* start MATERIAL FOR THE TASK *

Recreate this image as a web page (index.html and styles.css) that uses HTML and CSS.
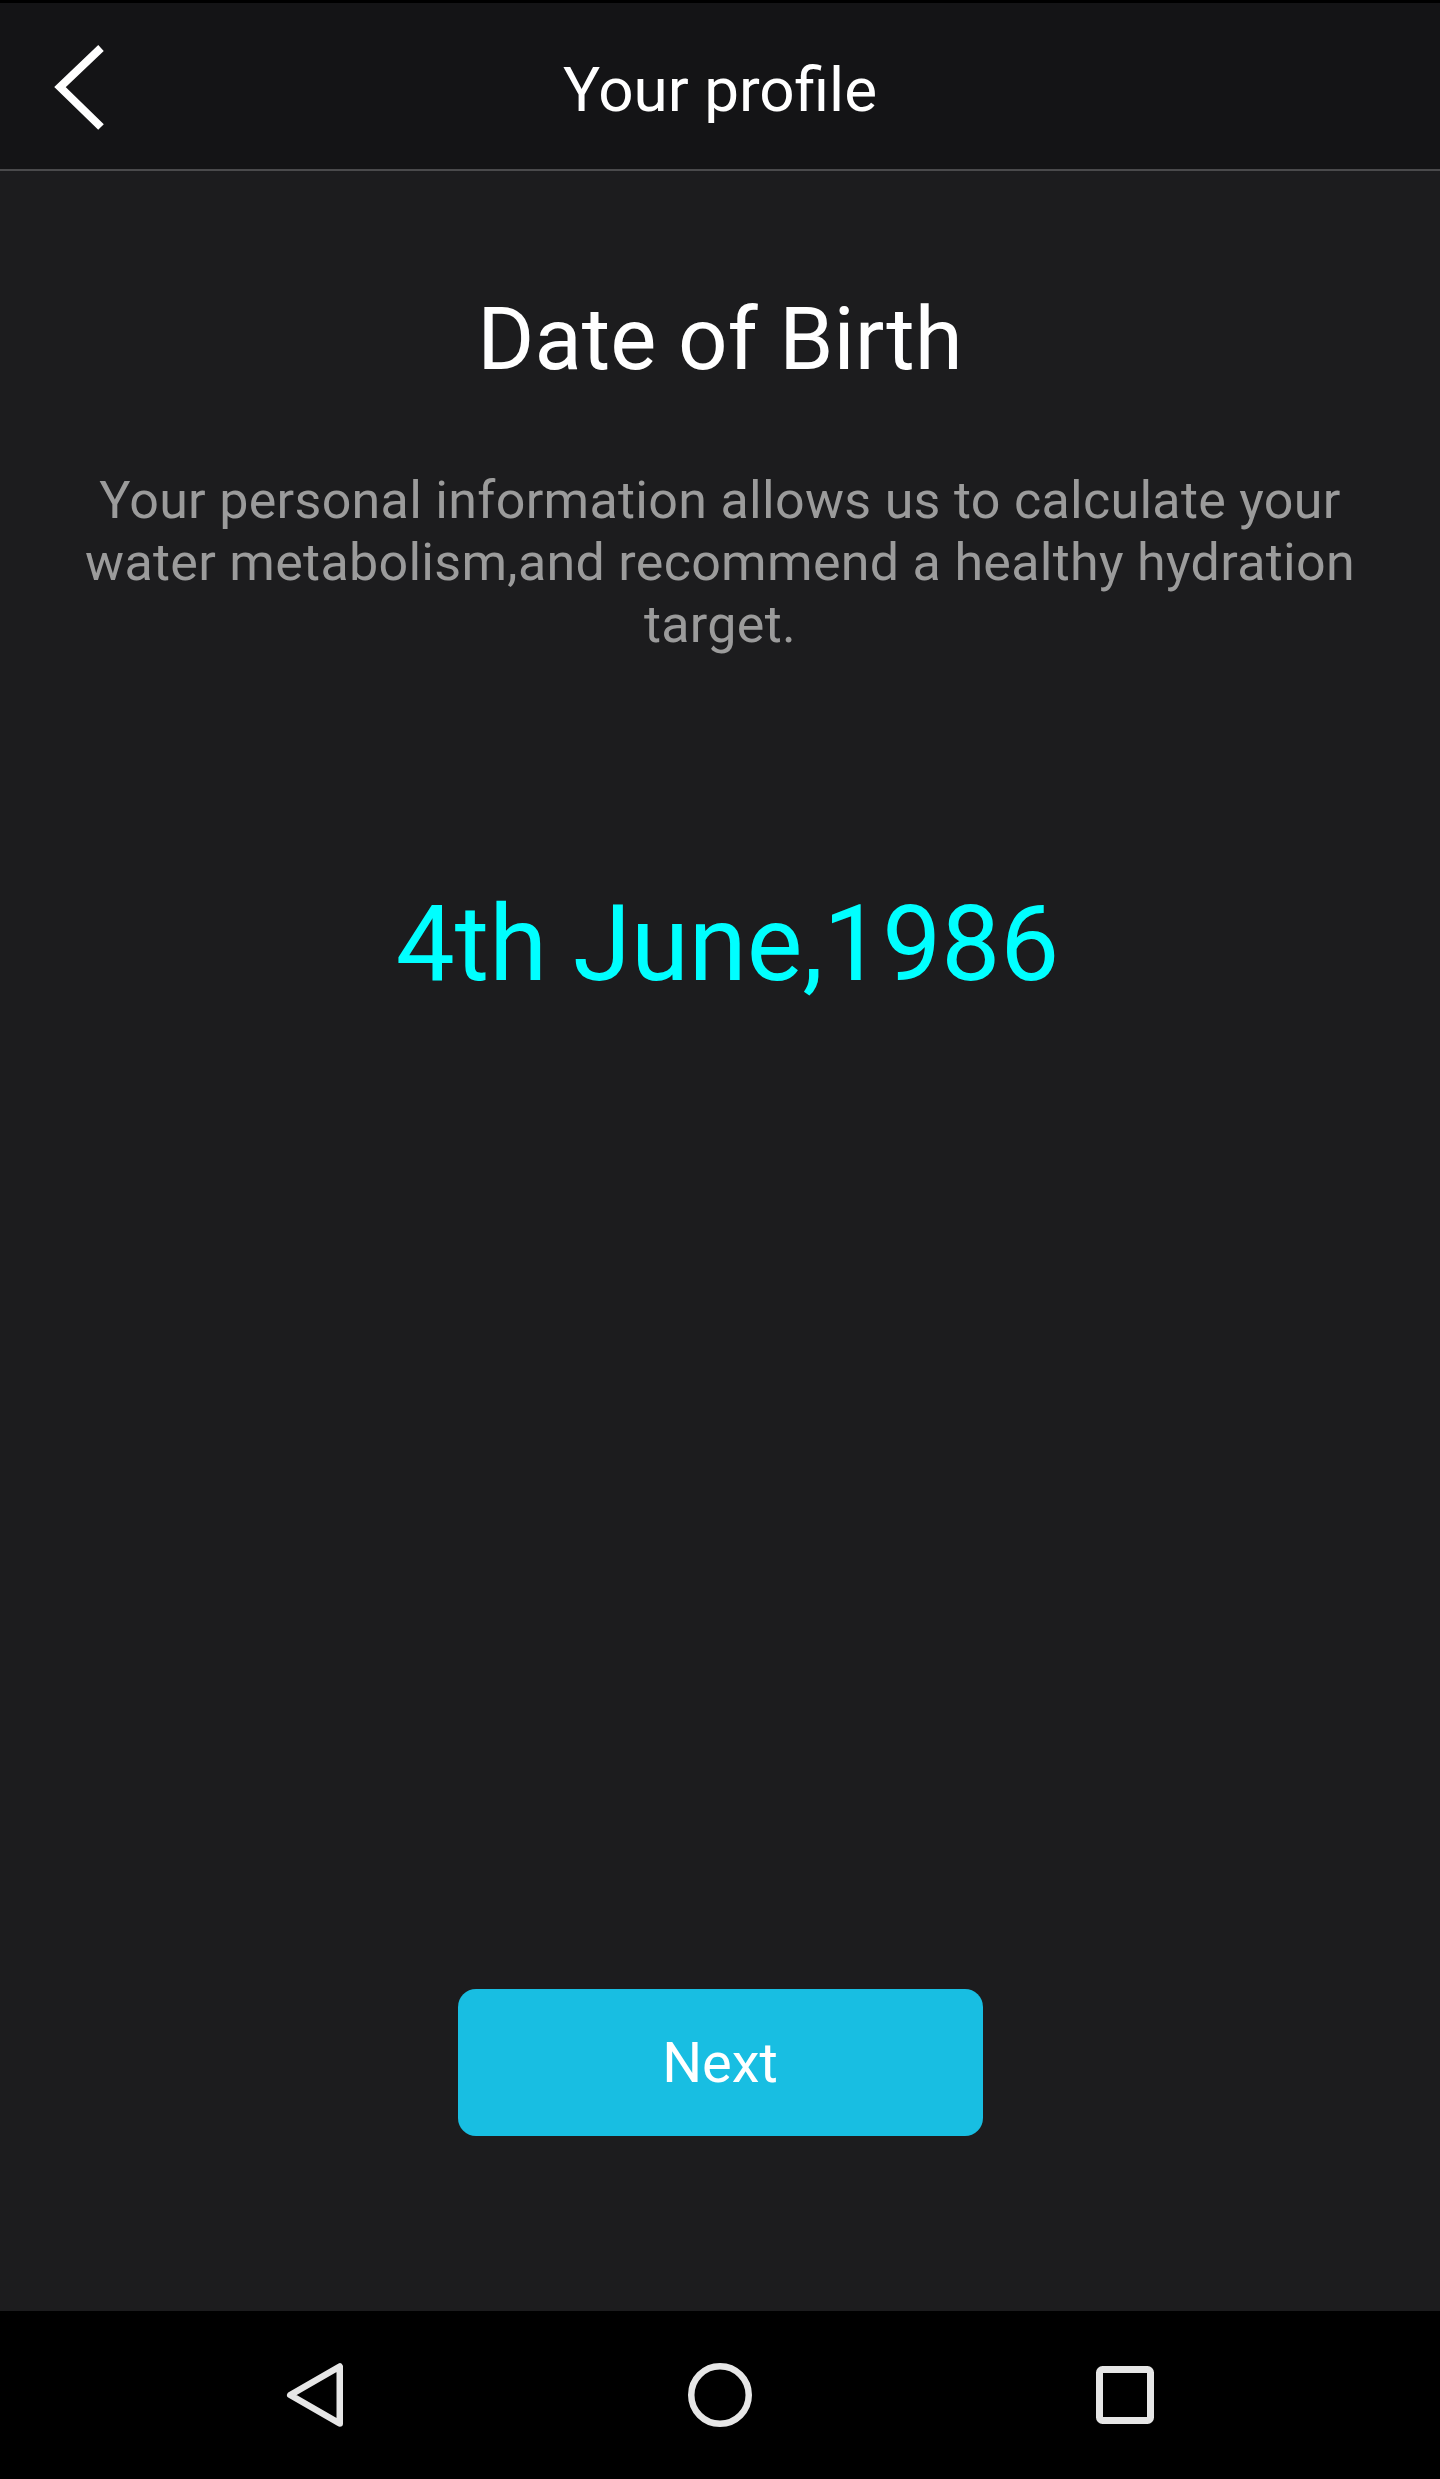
FILE: index.html
```html
<!DOCTYPE html>
<html lang="en">
<head>
<meta charset="utf-8">
<title>Your profile</title>
<link rel="stylesheet" href="styles.css">
</head>
<body>
<div class="app">
  <div class="status"></div>
  <header class="topbar">
    <svg class="back" width="70" height="100" viewBox="0 0 70 100" aria-hidden="true">
      <polyline points="54,11 13,50 54,90" fill="none" stroke="#ffffff" stroke-width="8" stroke-linecap="butt" stroke-linejoin="miter"/>
    </svg>
    <h1 class="title">Your profile</h1>
    <span class="spacer"></span>
  </header>
  <main class="content">
    <h2 class="heading">Date of Birth</h2>
    <p class="info">Your personal information allows us to calculate your water metabolism,and recommend a healthy hydration target.</p>
    <div class="date">4th June,1986</div>
    <button class="next" type="button">Next</button>
  </main>
  <nav class="navbar">
    <div class="nav-item">
      <svg width="80" height="80" viewBox="0 0 80 80" aria-hidden="true">
        <polygon points="64.75,11.5 64.75,68.5 15.25,40" fill="none" stroke="#e6e6e6" stroke-width="6.5" stroke-linejoin="round"/>
      </svg>
    </div>
    <div class="nav-item">
      <svg width="80" height="80" viewBox="0 0 80 80" aria-hidden="true">
        <circle cx="40" cy="40" r="28.75" fill="none" stroke="#e6e6e6" stroke-width="6.5"/>
      </svg>
    </div>
    <div class="nav-item">
      <svg width="80" height="80" viewBox="0 0 80 80" aria-hidden="true">
        <rect x="14.5" y="14.5" width="51" height="51" rx="3" fill="none" stroke="#e6e6e6" stroke-width="7"/>
      </svg>
    </div>
  </nav>
</div>
</body>
</html>
```

FILE: styles.css
```css
html, body {
  margin: 0;
  padding: 0;
  height: 100%;
}

body {
  background: #1c1c1e;
  font-family: Roboto, "Noto Sans", "Liberation Sans", sans-serif;
  color: #ffffff;
}

.app {
  display: flex;
  flex-direction: column;
  height: 2479px;
  width: 1440px;
}

.status {
  height: 3px;
  background: #000000;
  flex: none;
}

.topbar {
  flex: none;
  box-sizing: border-box;
  height: 168px;
  background: #141416;
  border-bottom: 2px solid #4a4a4c;
  display: grid;
  grid-template-columns: 1fr auto 1fr;
  align-items: center;
  padding-top: 6px;
}

.back {
  justify-self: start;
  align-self: start;
  margin-left: 47px;
  margin-top: 28px;
  display: block;
}

.title {
  margin: 0;
  font-size: 62px;
  font-weight: 400;
  line-height: 73px;
  color: #ffffff;
  white-space: nowrap;
}

.content {
  flex: 1;
  display: flex;
  flex-direction: column;
  align-items: center;
  background: #1c1c1e;
}

.heading {
  margin: 118px 0 0;
  font-size: 87px;
  font-weight: 400;
  line-height: 100px;
  color: #ffffff;
}

.info {
  margin: 81px 0 0;
  padding: 0 60px;
  font-size: 52px;
  letter-spacing: 0.3px;
  line-height: 62px;
  text-align: center;
  color: #9b9b9b;
}

.date {
  margin-top: 227px;
  padding-left: 15px;
  font-size: 105px;
  line-height: 124px;
  color: #00ffff;
}

.next {
  margin-top: auto;
  margin-bottom: 175px;
  width: 525px;
  height: 147px;
  border: none;
  border-radius: 18px;
  background: #18bee2;
  color: #ffffff;
  font-family: Roboto, "Noto Sans", "Liberation Sans", sans-serif;
  font-size: 56px;
  padding: 0;
}

.navbar {
  flex: none;
  height: 168px;
  background: #000000;
  display: flex;
  justify-content: center;
  align-items: center;
}

.nav-item {
  width: 405px;
  display: flex;
  justify-content: center;
  align-items: center;
}

.nav-item svg {
  display: block;
}
```
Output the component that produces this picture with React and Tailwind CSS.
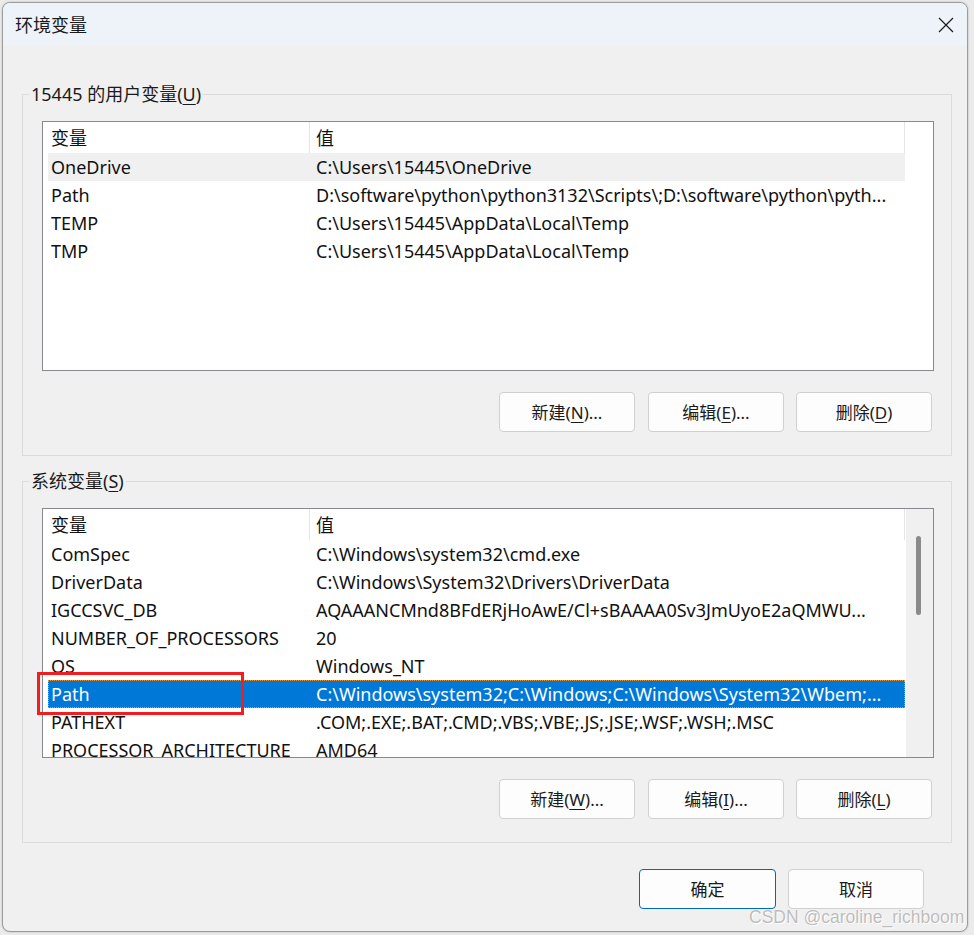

* end MATERIAL FOR THE TASK *

=== THE PROBLEM ===
Repeat all the data as it stands, dropping any images it holds.

=== ANSWER TO THIS PROBLEM ===
Recreate this image as a web page (index.html and styles.css) that uses HTML and CSS.
FILE: index.html
```html
<!DOCTYPE html>
<html lang="en">
<head>
<meta charset="utf-8">
<title>Your profile</title>
<link rel="stylesheet" href="styles.css">
</head>
<body>
<div class="app">
  <div class="status"></div>
  <header class="topbar">
    <svg class="back" width="70" height="100" viewBox="0 0 70 100" aria-hidden="true">
      <polyline points="54,11 13,50 54,90" fill="none" stroke="#ffffff" stroke-width="8" stroke-linecap="butt" stroke-linejoin="miter"/>
    </svg>
    <h1 class="title">Your profile</h1>
    <span class="spacer"></span>
  </header>
  <main class="content">
    <h2 class="heading">Date of Birth</h2>
    <p class="info">Your personal information allows us to calculate your water metabolism,and recommend a healthy hydration target.</p>
    <div class="date">4th June,1986</div>
    <button class="next" type="button">Next</button>
  </main>
  <nav class="navbar">
    <div class="nav-item">
      <svg width="80" height="80" viewBox="0 0 80 80" aria-hidden="true">
        <polygon points="64.75,11.5 64.75,68.5 15.25,40" fill="none" stroke="#e6e6e6" stroke-width="6.5" stroke-linejoin="round"/>
      </svg>
    </div>
    <div class="nav-item">
      <svg width="80" height="80" viewBox="0 0 80 80" aria-hidden="true">
        <circle cx="40" cy="40" r="28.75" fill="none" stroke="#e6e6e6" stroke-width="6.5"/>
      </svg>
    </div>
    <div class="nav-item">
      <svg width="80" height="80" viewBox="0 0 80 80" aria-hidden="true">
        <rect x="14.5" y="14.5" width="51" height="51" rx="3" fill="none" stroke="#e6e6e6" stroke-width="7"/>
      </svg>
    </div>
  </nav>
</div>
</body>
</html>
```

FILE: styles.css
```css
html, body {
  margin: 0;
  padding: 0;
  height: 100%;
}

body {
  background: #1c1c1e;
  font-family: Roboto, "Noto Sans", "Liberation Sans", sans-serif;
  color: #ffffff;
}

.app {
  display: flex;
  flex-direction: column;
  height: 2479px;
  width: 1440px;
}

.status {
  height: 3px;
  background: #000000;
  flex: none;
}

.topbar {
  flex: none;
  box-sizing: border-box;
  height: 168px;
  background: #141416;
  border-bottom: 2px solid #4a4a4c;
  display: grid;
  grid-template-columns: 1fr auto 1fr;
  align-items: center;
  padding-top: 6px;
}

.back {
  justify-self: start;
  align-self: start;
  margin-left: 47px;
  margin-top: 28px;
  display: block;
}

.title {
  margin: 0;
  font-size: 62px;
  font-weight: 400;
  line-height: 73px;
  color: #ffffff;
  white-space: nowrap;
}

.content {
  flex: 1;
  display: flex;
  flex-direction: column;
  align-items: center;
  background: #1c1c1e;
}

.heading {
  margin: 118px 0 0;
  font-size: 87px;
  font-weight: 400;
  line-height: 100px;
  color: #ffffff;
}

.info {
  margin: 81px 0 0;
  padding: 0 60px;
  font-size: 52px;
  letter-spacing: 0.3px;
  line-height: 62px;
  text-align: center;
  color: #9b9b9b;
}

.date {
  margin-top: 227px;
  padding-left: 15px;
  font-size: 105px;
  line-height: 124px;
  color: #00ffff;
}

.next {
  margin-top: auto;
  margin-bottom: 175px;
  width: 525px;
  height: 147px;
  border: none;
  border-radius: 18px;
  background: #18bee2;
  color: #ffffff;
  font-family: Roboto, "Noto Sans", "Liberation Sans", sans-serif;
  font-size: 56px;
  padding: 0;
}

.navbar {
  flex: none;
  height: 168px;
  background: #000000;
  display: flex;
  justify-content: center;
  align-items: center;
}

.nav-item {
  width: 405px;
  display: flex;
  justify-content: center;
  align-items: center;
}

.nav-item svg {
  display: block;
}
```
Output the component that produces this picture with React and Tailwind CSS.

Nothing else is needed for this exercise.